Records provided
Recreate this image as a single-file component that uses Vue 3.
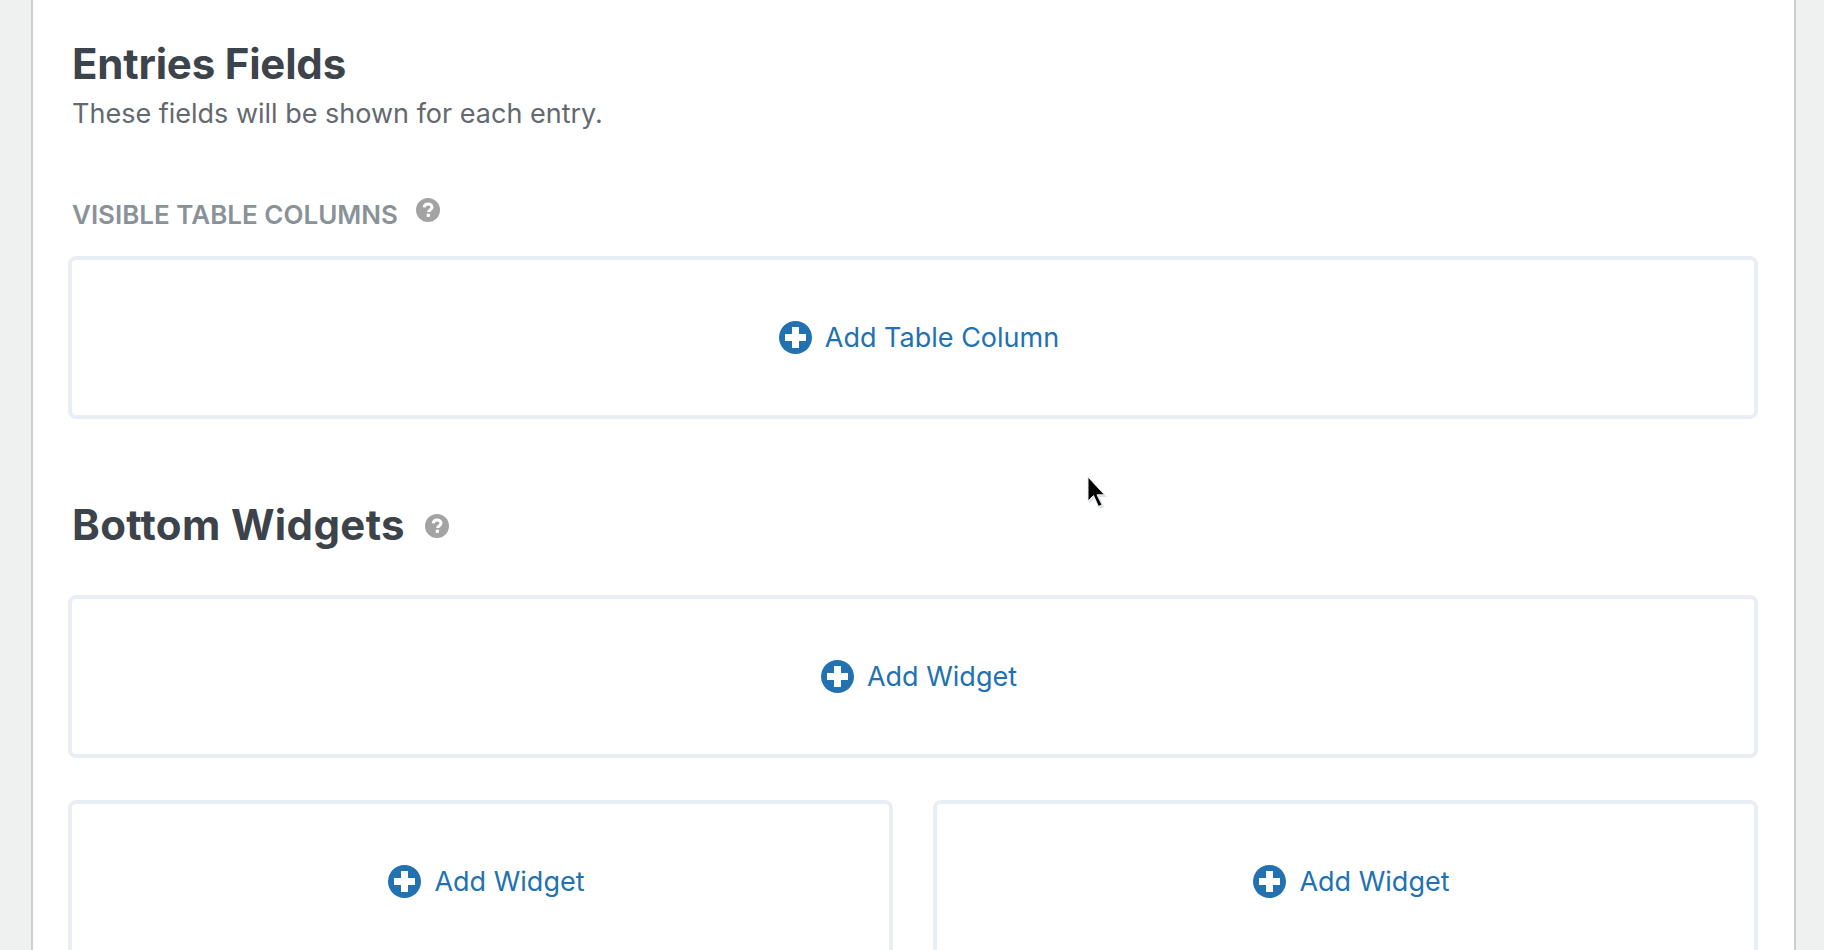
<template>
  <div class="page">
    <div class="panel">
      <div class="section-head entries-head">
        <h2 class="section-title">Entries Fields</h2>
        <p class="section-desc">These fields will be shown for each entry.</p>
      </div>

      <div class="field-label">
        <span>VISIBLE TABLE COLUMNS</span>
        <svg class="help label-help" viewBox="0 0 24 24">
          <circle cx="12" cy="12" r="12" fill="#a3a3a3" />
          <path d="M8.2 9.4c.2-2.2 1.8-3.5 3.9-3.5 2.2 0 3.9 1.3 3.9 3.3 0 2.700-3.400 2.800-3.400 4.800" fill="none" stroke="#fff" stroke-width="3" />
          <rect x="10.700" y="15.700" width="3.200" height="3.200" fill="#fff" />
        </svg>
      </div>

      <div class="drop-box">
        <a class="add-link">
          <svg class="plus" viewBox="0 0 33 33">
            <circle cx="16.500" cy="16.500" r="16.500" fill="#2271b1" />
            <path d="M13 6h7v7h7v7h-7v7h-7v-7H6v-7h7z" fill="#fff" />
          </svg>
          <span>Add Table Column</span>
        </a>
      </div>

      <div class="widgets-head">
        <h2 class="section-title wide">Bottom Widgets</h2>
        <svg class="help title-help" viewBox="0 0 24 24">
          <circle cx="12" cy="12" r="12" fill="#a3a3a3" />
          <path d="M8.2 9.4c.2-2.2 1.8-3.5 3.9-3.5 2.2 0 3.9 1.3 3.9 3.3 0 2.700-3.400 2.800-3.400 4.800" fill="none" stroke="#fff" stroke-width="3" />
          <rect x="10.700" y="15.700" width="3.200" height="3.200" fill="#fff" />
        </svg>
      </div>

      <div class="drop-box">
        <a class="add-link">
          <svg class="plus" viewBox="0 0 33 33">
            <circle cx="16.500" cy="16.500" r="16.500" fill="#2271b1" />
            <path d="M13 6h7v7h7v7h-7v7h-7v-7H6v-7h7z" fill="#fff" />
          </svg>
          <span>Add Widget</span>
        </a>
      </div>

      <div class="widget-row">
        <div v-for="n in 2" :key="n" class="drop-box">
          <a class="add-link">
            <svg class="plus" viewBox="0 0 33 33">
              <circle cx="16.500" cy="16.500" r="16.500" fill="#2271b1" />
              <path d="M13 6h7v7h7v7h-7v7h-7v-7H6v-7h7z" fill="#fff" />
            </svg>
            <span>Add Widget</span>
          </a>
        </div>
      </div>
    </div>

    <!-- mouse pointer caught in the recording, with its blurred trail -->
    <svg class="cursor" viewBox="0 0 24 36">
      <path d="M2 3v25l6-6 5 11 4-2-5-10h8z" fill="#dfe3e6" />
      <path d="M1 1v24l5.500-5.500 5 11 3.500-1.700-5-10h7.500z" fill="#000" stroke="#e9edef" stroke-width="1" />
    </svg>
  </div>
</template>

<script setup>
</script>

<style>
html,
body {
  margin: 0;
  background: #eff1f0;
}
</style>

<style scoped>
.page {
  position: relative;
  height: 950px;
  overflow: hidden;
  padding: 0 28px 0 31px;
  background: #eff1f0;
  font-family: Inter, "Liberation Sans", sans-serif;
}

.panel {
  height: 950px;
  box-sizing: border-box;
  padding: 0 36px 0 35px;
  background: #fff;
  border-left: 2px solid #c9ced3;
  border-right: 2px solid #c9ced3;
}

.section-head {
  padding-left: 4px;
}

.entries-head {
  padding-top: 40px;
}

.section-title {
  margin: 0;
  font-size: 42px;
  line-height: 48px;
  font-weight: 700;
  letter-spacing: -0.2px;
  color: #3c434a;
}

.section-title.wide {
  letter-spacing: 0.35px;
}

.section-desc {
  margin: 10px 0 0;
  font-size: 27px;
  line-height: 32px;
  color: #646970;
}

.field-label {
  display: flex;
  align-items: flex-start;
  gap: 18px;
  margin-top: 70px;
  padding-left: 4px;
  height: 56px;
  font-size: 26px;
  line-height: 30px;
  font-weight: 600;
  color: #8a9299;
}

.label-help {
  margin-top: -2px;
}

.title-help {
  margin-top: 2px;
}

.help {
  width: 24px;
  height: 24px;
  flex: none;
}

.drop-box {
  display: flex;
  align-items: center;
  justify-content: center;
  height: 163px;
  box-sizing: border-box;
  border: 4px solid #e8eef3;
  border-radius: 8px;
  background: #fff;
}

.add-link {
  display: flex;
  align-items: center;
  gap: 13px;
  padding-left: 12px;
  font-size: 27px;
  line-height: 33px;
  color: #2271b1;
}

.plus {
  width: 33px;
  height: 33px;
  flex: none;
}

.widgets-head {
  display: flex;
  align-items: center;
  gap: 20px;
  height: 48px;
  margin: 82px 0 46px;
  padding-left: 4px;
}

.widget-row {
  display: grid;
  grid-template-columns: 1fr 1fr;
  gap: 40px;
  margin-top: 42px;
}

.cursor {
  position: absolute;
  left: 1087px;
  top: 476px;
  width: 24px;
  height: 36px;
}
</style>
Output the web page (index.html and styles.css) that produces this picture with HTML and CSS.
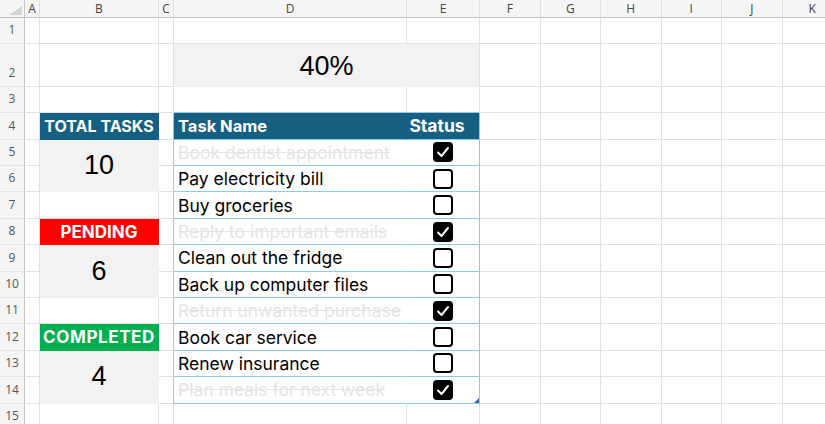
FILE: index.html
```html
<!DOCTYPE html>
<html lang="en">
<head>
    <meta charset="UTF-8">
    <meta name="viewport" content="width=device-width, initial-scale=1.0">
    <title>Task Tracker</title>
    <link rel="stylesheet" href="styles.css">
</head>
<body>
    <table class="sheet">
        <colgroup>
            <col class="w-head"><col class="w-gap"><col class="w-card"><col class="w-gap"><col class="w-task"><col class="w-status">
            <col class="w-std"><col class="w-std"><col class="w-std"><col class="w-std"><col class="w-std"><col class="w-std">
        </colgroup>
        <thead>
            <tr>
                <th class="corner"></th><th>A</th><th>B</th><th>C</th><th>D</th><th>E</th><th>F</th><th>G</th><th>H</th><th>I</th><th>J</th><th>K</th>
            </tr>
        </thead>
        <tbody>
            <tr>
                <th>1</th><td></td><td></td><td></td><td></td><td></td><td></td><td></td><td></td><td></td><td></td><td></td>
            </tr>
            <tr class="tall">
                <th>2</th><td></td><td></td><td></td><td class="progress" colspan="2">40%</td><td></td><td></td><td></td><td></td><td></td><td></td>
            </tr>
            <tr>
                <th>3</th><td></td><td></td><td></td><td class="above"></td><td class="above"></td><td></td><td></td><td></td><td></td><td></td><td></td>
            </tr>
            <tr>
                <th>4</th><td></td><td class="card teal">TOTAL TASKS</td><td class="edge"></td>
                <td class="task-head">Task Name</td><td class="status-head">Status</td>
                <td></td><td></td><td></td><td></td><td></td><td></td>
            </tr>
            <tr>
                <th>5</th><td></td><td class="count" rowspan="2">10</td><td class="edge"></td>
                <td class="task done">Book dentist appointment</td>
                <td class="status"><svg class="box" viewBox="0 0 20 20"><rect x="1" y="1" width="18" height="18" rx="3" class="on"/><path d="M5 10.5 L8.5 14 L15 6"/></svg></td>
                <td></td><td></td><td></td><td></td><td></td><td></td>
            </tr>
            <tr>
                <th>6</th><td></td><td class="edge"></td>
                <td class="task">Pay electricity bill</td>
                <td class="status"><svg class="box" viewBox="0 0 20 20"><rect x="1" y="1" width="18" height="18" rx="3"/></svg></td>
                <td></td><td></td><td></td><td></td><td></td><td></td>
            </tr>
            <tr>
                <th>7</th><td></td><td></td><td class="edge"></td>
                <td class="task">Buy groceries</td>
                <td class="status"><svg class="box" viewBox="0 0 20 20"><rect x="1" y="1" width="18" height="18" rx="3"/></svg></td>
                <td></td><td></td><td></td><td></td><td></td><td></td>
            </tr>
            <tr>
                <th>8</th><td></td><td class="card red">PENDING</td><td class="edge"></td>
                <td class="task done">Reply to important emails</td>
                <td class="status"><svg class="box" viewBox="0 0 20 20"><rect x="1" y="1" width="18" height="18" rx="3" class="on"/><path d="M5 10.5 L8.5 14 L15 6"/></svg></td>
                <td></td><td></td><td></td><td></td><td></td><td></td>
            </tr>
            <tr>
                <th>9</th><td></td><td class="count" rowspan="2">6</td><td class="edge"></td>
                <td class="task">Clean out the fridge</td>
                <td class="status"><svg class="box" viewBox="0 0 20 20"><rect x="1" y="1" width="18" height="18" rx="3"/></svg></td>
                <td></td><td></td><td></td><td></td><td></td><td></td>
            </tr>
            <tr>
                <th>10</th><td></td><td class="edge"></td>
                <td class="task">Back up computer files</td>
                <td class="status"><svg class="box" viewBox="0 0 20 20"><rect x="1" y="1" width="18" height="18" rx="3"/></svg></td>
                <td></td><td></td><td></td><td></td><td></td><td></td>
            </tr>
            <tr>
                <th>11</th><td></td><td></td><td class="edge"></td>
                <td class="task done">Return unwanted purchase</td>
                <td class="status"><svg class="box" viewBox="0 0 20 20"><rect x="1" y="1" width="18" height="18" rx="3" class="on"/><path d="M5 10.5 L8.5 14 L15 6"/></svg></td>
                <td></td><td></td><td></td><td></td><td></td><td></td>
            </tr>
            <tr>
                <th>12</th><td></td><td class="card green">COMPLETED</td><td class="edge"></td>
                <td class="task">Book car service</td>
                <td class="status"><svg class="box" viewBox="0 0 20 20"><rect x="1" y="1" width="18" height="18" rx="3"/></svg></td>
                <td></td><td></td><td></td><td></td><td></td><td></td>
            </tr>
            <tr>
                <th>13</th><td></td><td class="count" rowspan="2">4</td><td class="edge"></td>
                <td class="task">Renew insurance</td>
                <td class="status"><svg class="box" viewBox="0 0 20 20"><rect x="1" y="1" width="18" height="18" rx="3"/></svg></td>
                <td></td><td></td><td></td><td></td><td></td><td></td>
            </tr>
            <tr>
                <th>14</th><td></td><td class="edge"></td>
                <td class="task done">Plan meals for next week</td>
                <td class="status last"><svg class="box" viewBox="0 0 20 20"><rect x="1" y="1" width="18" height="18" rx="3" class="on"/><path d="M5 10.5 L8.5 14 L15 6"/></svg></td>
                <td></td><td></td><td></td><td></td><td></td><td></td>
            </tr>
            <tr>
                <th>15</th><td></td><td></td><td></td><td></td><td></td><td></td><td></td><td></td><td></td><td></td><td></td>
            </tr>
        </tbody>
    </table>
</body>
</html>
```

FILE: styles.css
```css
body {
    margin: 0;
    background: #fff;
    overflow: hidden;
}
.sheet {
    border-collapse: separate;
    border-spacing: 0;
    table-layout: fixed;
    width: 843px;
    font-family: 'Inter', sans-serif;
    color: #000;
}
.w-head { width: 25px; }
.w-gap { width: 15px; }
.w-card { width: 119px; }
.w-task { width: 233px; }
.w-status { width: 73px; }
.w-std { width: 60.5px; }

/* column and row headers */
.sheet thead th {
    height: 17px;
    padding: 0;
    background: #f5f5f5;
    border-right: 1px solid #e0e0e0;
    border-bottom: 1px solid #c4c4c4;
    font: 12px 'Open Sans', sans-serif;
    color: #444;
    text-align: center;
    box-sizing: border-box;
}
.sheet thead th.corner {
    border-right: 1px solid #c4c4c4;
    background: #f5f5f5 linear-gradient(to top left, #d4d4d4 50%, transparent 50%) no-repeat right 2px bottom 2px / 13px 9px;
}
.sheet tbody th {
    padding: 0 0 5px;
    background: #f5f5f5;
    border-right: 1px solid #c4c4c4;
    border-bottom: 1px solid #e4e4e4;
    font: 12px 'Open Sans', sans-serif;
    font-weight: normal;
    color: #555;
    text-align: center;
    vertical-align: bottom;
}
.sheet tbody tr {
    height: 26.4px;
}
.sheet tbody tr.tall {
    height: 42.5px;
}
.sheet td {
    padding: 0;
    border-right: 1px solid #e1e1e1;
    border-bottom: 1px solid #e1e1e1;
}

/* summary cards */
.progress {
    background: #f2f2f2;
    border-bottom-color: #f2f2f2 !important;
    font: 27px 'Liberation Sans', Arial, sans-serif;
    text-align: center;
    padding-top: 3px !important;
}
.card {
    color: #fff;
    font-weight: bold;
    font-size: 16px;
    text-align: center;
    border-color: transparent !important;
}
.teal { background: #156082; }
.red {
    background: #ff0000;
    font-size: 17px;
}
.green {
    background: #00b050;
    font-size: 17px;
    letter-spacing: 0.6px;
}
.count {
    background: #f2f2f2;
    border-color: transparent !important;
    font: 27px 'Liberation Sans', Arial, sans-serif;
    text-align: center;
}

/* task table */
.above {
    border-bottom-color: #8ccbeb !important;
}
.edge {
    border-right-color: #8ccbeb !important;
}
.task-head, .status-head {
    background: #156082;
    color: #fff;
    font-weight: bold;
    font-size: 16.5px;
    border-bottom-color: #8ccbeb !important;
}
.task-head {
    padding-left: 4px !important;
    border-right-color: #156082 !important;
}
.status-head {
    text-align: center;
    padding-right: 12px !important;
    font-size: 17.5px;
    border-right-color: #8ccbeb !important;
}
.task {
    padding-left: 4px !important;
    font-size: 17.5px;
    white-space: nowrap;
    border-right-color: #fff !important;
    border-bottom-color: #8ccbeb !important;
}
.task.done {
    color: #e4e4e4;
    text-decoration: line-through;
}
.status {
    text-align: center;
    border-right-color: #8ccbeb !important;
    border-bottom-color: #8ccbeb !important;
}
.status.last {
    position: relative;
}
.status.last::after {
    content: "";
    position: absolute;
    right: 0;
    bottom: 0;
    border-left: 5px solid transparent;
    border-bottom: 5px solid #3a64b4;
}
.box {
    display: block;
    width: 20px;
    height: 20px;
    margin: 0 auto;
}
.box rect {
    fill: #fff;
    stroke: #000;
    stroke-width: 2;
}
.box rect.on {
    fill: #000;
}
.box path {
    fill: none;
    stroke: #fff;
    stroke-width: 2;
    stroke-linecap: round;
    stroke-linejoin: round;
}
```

Exercise
Pick out each line containing the string "styles" and copy it.

Written response
Output the web page (index.html and styles.css) that produces this picture with HTML and CSS.
    <link rel="stylesheet" href="styles.css">
FILE: styles.css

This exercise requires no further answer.